Saint Josémaria a aimé l’unité de l’Église et a aidé beaucoup de personnes à la voir comme une mère

Dès les débuts de l’Opus Dei, saint Josémaria a aimé l’unité de l’Église et a aidé beaucoup de personnes à la voir comme une mère. Dans la première résidence de l’Œuvre, dans le Madrid des années 1930, il fit accrocher un tableau avec le commandement nouveau de l’amour que Jésus nous a donné. Il aimait à dire que l’Opus Dei est « une petite partie de l’Église ».

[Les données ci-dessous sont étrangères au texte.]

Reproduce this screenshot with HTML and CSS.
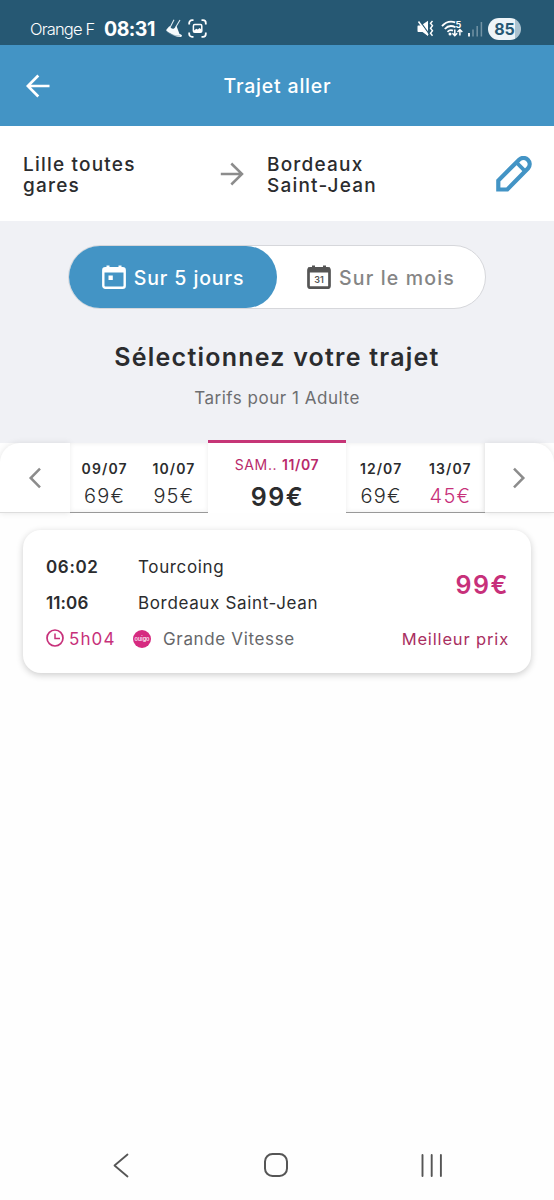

À la lumière de vos travaux, comment l’Opus Dei aborde-t-il son centenaire dans le contexte actuel de l’Église et du monde ?
L’Opus Dei arrive à son centenaire en étant proche du pape, des chrétiens et de tous les hommes et femmes de bonne volonté. Et il le fait avec une grande vitalité. Aujourd’hui, de nombreuses personnes découvrent dans l’esprit de l’Opus Dei un chemin qui les conduit à s’identifier au Christ et à transformer le monde pour Dieu.

Je pense que la défi de l’évangélisation est plus significatif aujourd’hui qu’il y a cent ans. Nous le constatons dans les pays occidentaux où tant de familles ont perdu la foi de leurs aïeux et où le terreau d’un don de soi radical au milieu du monde est bien mince pour prendre racine chez les jeunes ; d’autres défis importants doivent être relevés en Asie et en Afrique où coexistent une notable vitalité apostolique et une population où la majorité n’est pas chrétienne.

L’esprit de l’Opus Dei aide de nombreuses personnes de toute condition à connaître et aimer Jésus

Dans tous les cas, l’esprit de l’Opus Dei aide de nombreuses personnes de toute condition à connaître et aimer Jésus. Cette diffusion du message est réalisée par des hommes et des femmes qui, comme le rappelait saint Josémaria, cherchent à être des contemplatifs au milieu du monde, sont unis au pape et à l’Église, et possèdent un sens clair de leur mission.